Note the hymn beings with our love for the Lord. Watts argued that when humans are singing to God, that’s when they are “nearest akin to Heaven.” That’s why, he said, “’tis a pity that this [activity] of all others should be performed the worst upon Earth.” Watts goes on to argue that tuneless brothers and sisters are not the main flaw in our worship. Rather, the most significant problem is that the person and work of the eternal, incarnate, crucified, risen, ascended, and returning Christ are neglected.
All Christian worship, Watts believed, is a foretaste of the moment when we sing around the throne of the Lion of Judah and the Lamb that was slain. The purpose of Christian song is to look ahead to that moment, as we see in this hymn.
Watts writes, “To the Lamb that was slain and now lives, I have addressed many a song; for thus doth the Holy Scripture instruct and teach us to Worship in the various short Patterns of Christian Psalmody described in the Revelations.”
“Come, We That Love the Lord” continues:
The Sorrows of the Mind
Be banished from the place!
Religion never was designed
To make our pleasures less.
In addition to centering the hymn around Christ, Watts thought it was important for people to sing with passion. Prior to Watts, the dominant form of Christian song was metrical psalm-singing, and one of Watts’s objections to this was they didn’t evoke substantive emotion. He was convinced on a pragmatic level: “To see the dull indifference on the faces of a whole assembly, while the Psalm is on their lips, might tempt even a charitable observer to suspect the fervency of inward religion; and ’tis much to be feared that the minds of most worshippers are absent or unconcerned.”
Watts believed that God wanted the praise of joy-filled hearts. This comes up frequently in his hymns: “Now to the Lord a noble song! / Awake my soul, awake my tongue,” begins one, and another beckons, “Come, happy souls, approach your God / With new melodious songs.” Singing was not incidental to Christian piety for Watts. He believed that singing was given by God so that, “our own warmest affections of soul might break out into natural or divine melody, and that the tongue of the worshipper might express his own heart.”

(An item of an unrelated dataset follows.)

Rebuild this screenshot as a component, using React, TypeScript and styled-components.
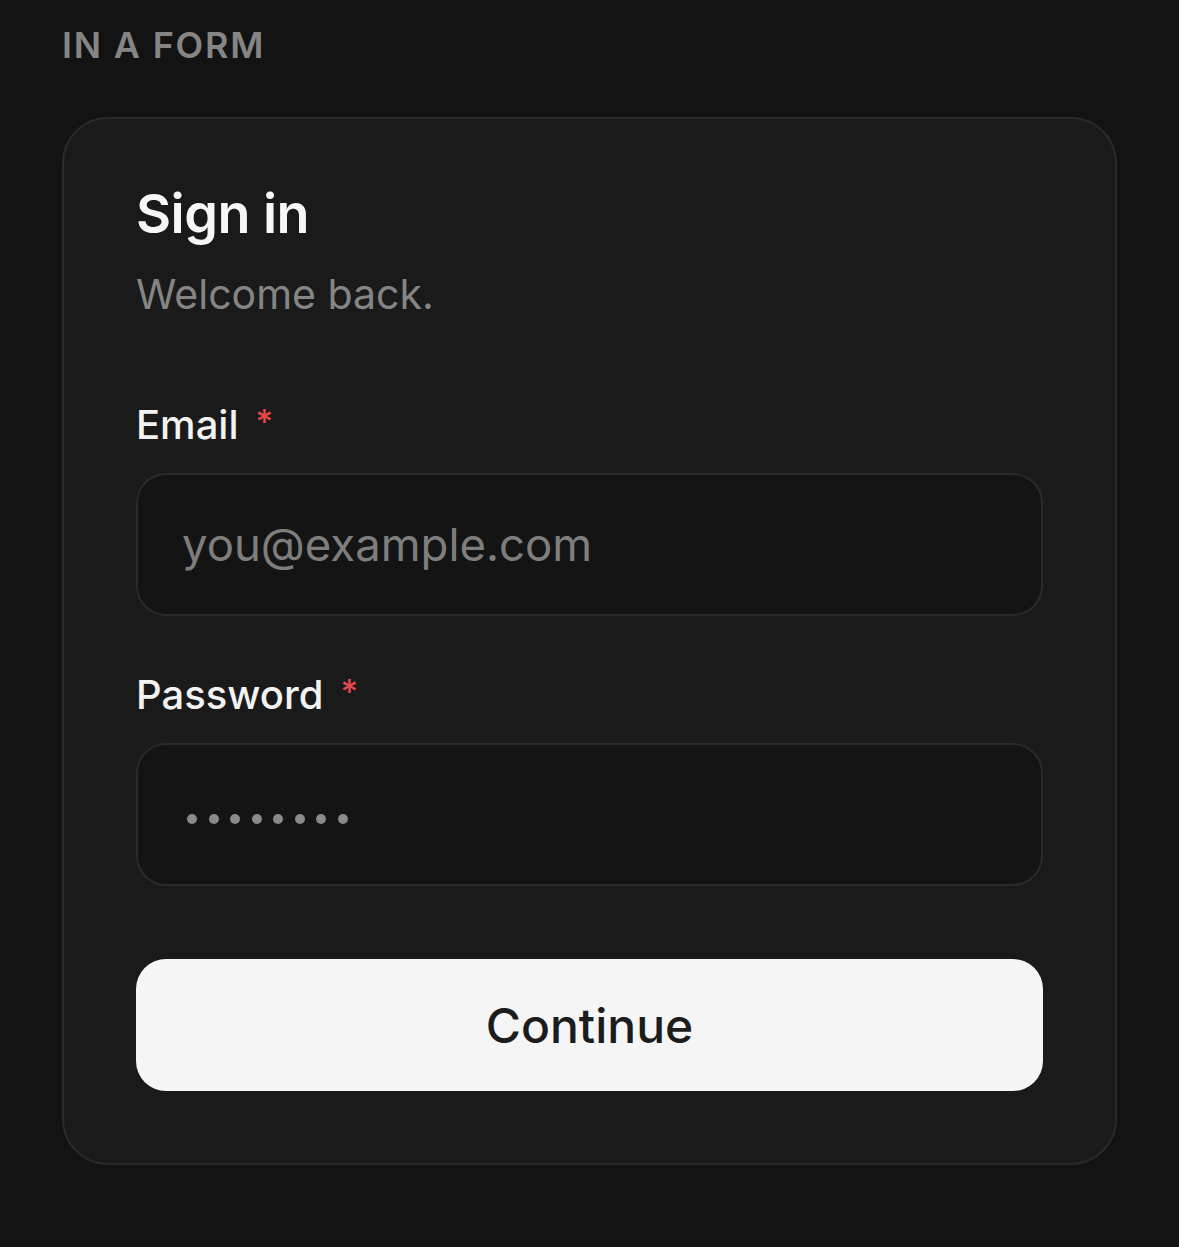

The third verse emphasizes this point with a stark contrast:
Let those refuse to sing,
That never knew our God.
But Favourites of the heavenly King
May speak their Joys abroad.
Not singing, for Watts, only makes sense if you don’t know God. The unique joys of being the favorites of God—later edited to speak of being the children of God—are meant to be sung. Singing both excites and expresses the emotion, passion, and affection. Singing stirs the heart as it gives voice to praises.
The following two verses appear to take the hymn in a different direction, but a book published by Watts in 1729, Discourses of the Love of God, helps us to see how they fit. The hymn speaks of:
The God that rules on high,
And thunders when he please,
That rides upon the stormy sky
And manages the seas.
This awful God is ours,
Our Father and our Love,
He shall send down his heav’nly powers
To carry us above.
For Watts, one of the main ways of raising our godly passions and affections is to “contemplate the nature and perfections of God” and consider the “amazing instances of his providence and grace which he has manifested in his Word.” The highest object of love is God, and this love is fueled by wonder.
As our devotion and attention is fixed upon God, the passion of love grows, “when so glorious and transcendent a Being as the great and blessed God becomes the object of our notice and our Love, with what pleasure do we survey his Glories.”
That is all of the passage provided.